- Born: 1994 (age 31–32) New Zealand
- Occupations: Sailor; sailing vlogger;

YouTube information
- Channel: Wind Hippie Sailing;
- Years active: 2011‍–‍present
- Genres: Sailing; cruising; travel;
- Views: 15.1 million

= Holly Martin =

American solo sailor and sailing vlogger (born 1994)

Holly Martin is a solo sailor and sailing vlogger best known for sailing her 27-foot sloop Gecko as part of her YouTube channel, Wind Hippie Sailing.

Martin sails a Grinde 27 foot double ender sloop that she purchased in Connecticut and returned to Maine, where she spent over a year preparing to make her seaworthy.

Martin's goal of completing a circumnavigation started in October 2018, when she left Round Pond Maine and headed towards the Panama Canal.
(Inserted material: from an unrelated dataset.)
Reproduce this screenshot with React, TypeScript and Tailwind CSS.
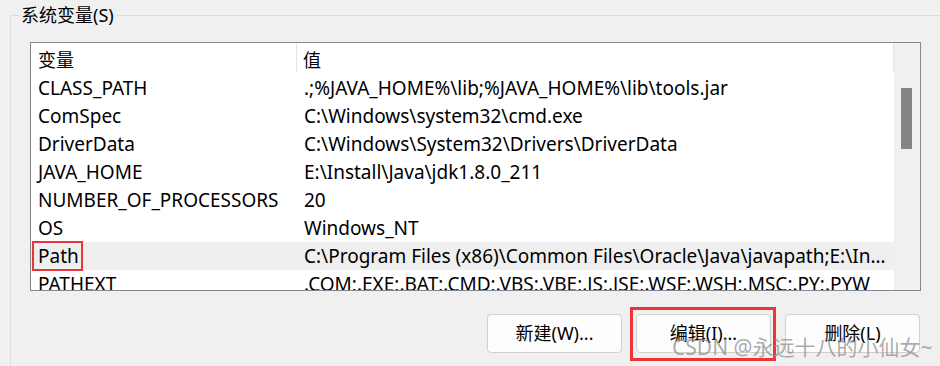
import React from 'react';

const rows: { name: string; value: string }[] = [
  { name: 'CLASS_PATH', value: '.;%JAVA_HOME%\\lib;%JAVA_HOME%\\lib\\tools.jar' },
  { name: 'ComSpec', value: 'C:\\Windows\\system32\\cmd.exe' },
  { name: 'DriverData', value: 'C:\\Windows\\System32\\Drivers\\DriverData' },
  { name: 'JAVA_HOME', value: 'E:\\Install\\Java\\jdk1.8.0_211' },
  { name: 'NUMBER_OF_PROCESSORS', value: '20' },
  { name: 'OS', value: 'Windows_NT' },
  { name: 'Path', value: 'C:\\Program Files (x86)\\Common Files\\Oracle\\Java\\javapath;E:\\Install\\Java\\jdk1.8.0_211\\bin' },
  { name: 'PATHEXT', value: ' .COM;.EXE;.BAT;.CMD;.VBS;.VBE;.JS;.JSE;.WSF;.WSH;.MSC;.PY;.PYW' },
];

const font = "font-['Noto_Sans','Noto_Sans_CJK_SC',sans-serif]";

const App: React.FC = () => {
  return (
    <div className={`relative w-[940px] h-[366px] overflow-hidden bg-[#f0f0f0] text-black ${font}`}>
      {/* group box */}
      <div className="relative ml-[10px] mt-[15px] h-[351px] border-l border-t border-[#dcdcdc] pl-[19px] pt-[26px]">
        <span className="absolute left-[8px] -top-[12px] bg-[#f0f0f0] px-[2px] text-[18px] leading-[22px]">
          系统变量(S)
        </span>

        {/* list */}
        <div className="flex w-[891px] h-[249px] border border-[#828790] bg-white overflow-hidden">
          <div className="flex-1 min-w-0 flex flex-col">
            <div className="flex h-[31px] shrink-0 text-[18px]">
              <div className="w-[266px] pl-[7px] pt-[3px] border-r border-[#e5e5e5] my-[1px]">变量</div>
              <div className="flex-1 pl-[6px] pt-[3px] border-r border-[#e5e5e5] my-[1px]">值</div>
            </div>
            {rows.map((r) => (
              <div
                key={r.name}
                className={`flex h-[28px] shrink-0 items-center text-[19px] whitespace-nowrap ${
                  r.name === 'Path' ? 'bg-[#efefef]' : ''
                }`}
              >
                <div className="w-[267px] shrink-0 pl-[7px]">
                  {r.name === 'Path' ? (
                    <span className="relative">
                      {r.name}
                      <span className="absolute -left-[6px] -top-[2px] w-[51px] h-[30px] border-2 border-[#e8383d]" />
                    </span>
                  ) : (
                    r.name
                  )}
                </div>
                <div className="flex-1 min-w-0 pl-[6px] pr-[8px] truncate">{r.value}</div>
              </div>
            ))}
          </div>
          {/* scrollbar */}
          <div className="w-[26px] shrink-0 bg-[#f0f0f0] pl-[7px] pt-[45px]">
            <div className="w-[11px] h-[61px] bg-[#858585]" />
          </div>
        </div>

        {/* buttons */}
        <div className="flex justify-end gap-[14px] w-[890px] mt-[23px] text-[18px]">
          <button className="w-[135px] h-[39px] rounded-[4px] border border-[#d0d0d0] bg-[#fdfdfd]">新建(W)...</button>
          <div className="relative">
            <button className="w-[135px] h-[39px] rounded-[4px] border border-[#d0d0d0] bg-[#fdfdfd]">编辑(I)...</button>
            <span className="absolute -left-[6px] -top-[7px] w-[146px] h-[54px] border-[3px] border-[#ee3535]" />
          </div>
          <button className="w-[135px] h-[39px] rounded-[4px] border border-[#d0d0d0] bg-[#fdfdfd]">删除(L)</button>
        </div>
      </div>

      {/* watermark */}
      <span className="absolute left-[672px] top-[334px] text-[21px] leading-[26px] text-[#909090]/75 whitespace-nowrap">
        CSDN @永远十八的小仙女~
      </span>
    </div>
  );
};

export default App;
After spending a year in the Caribbean, she transited the Panama Canal and entered the Pacific Ocean in May 2020. She made a 41-day solo passage to French Polynesia, which she was unable to leave due to COVID-19 restrictions.
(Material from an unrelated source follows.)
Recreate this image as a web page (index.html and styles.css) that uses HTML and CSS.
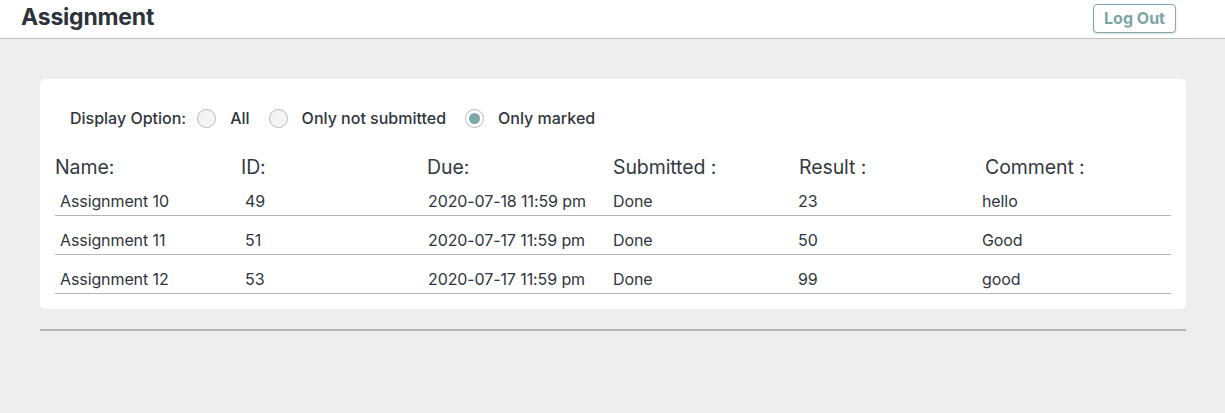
FILE: index.html
```html
<!DOCTYPE html>
<html>
<head>
<meta charset="utf-8">
<link rel="stylesheet" href="styles.css">
</head>
<body>
<header class="topbar">
  <h1 class="title">Assignment</h1>
  <button class="logout">Log Out</button>
</header>
<main class="main">
  <section class="card">
    <div class="options">
      <span class="opt-label">Display Option:</span>
      <label class="opt"><span class="radio"></span>All</label>
      <label class="opt"><span class="radio"></span>Only not submitted</label>
      <label class="opt"><span class="radio checked"></span>Only marked</label>
    </div>
    <div class="table">
      <div class="row head">
        <div>Name:</div><div>ID:</div><div>Due:</div><div>Submitted :</div><div>Result :</div><div>Comment :</div>
      </div>
      <div class="row data">
        <div class="c1">Assignment 10</div><div class="c2">49</div><div class="c3">2020-07-18 11:59 pm</div><div class="c4">Done</div><div class="c5">23</div><div class="c6">hello</div>
      </div>
      <div class="row data">
        <div class="c1">Assignment 11</div><div class="c2">51</div><div class="c3">2020-07-17 11:59 pm</div><div class="c4">Done</div><div class="c5">50</div><div class="c6">Good</div>
      </div>
      <div class="row data">
        <div class="c1">Assignment 12</div><div class="c2">53</div><div class="c3">2020-07-17 11:59 pm</div><div class="c4">Done</div><div class="c5">99</div><div class="c6">good</div>
      </div>
    </div>
  </section>
  <hr class="rule">
</main>
</body>
</html>
```
FILE: styles.css
```css
* { box-sizing: border-box; }
html, body { margin: 0; padding: 0; }
body {
  background: #eeeeee;
  font-family: Inter, "Liberation Sans", sans-serif;
  color: #2f363d;
  height: 413px;
}
.topbar {
  height: 39px;
  background: #fff;
  border-bottom: 1px solid #bdbdbd;
  display: flex;
  align-items: center;
  justify-content: space-between;
  padding: 0 49px 0 21px;
}
.title {
  margin: 0;
  font-size: 23px;
  font-weight: 700;
  color: #2c333a;
  letter-spacing: -0.2px;
  position: relative;
  top: -2px;
}
.logout {
  height: 29px;
  width: 83px;
  border: 1px solid #7fa8a8;
  border-radius: 4px;
  background: #fff;
  color: #7ba5a6;
  font-family: inherit;
  font-size: 16px;
  font-weight: 700;
  box-shadow: 0 1px 2px rgba(0,0,0,0.15);
  padding: 0;
  position: relative;
  top: -1px;
}
.main {
  padding: 40px 39px 0 40px;
}
.card {
  background: #fff;
  border-radius: 5px;
  padding: 28px 15px 15px 15px;
  height: 230px;
}
.options {
  display: flex;
  align-items: center;
  padding-left: 15px;
  font-size: 16px;
  font-weight: 500;
  color: #2f363d;
  height: 22px;
}
.opt-label { margin-right: 11px; }
.opt {
  display: flex;
  align-items: center;
  margin-right: 19px;
}
.radio {
  width: 19px;
  height: 19px;
  border-radius: 50%;
  border: 1px solid #b8b8b8;
  background: #f4f4f4;
  margin-right: 14px;
  position: relative;
}
.radio.checked { background: #fff; }
.radio.checked::after {
  content: "";
  position: absolute;
  left: 3px; top: 3px;
  width: 11px; height: 11px;
  border-radius: 50%;
  background: #7fa8a8;
}
.table { margin-top: 26px; }
.row {
  display: grid;
  grid-template-columns: repeat(6, 186px);
}
.head {
  font-size: 19.5px;
  color: #333a40;
  height: 22px;
  align-items: center;
  letter-spacing: -0.1px;
}
.data {
  height: 39px;
  border-bottom: 1px solid #b5b5b5;
  font-size: 16px;
  color: #2f363d;
  align-items: center;
  padding-top: 10px;
  letter-spacing: -0.1px;
}
.c1 { padding-left: 5px; }
.c2 { padding-left: 4px; }
.c3 { padding-left: 1px; }
.c5 { margin-left: -1px; }
.c6 { margin-left: -3px; }
.rule {
  margin: 20px 0 0 0;
  border: 0;
  height: 2px;
  background: #b5b5b5;
}
```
While underway, Martin is an avid reader, and at anchor she enjoys snorkeling, catching fish, and meeting new people.

Born in New Zealand, Martin grew up on boats with her parents, first on a Cal 25, as they sailed in the south Pacific, and later the Arctic, where she spent time being schooled in Iceland, Norway, and Canada.

She holds a degree in marine biology, and worked aboard an Antarctic research vessel as a research support technician.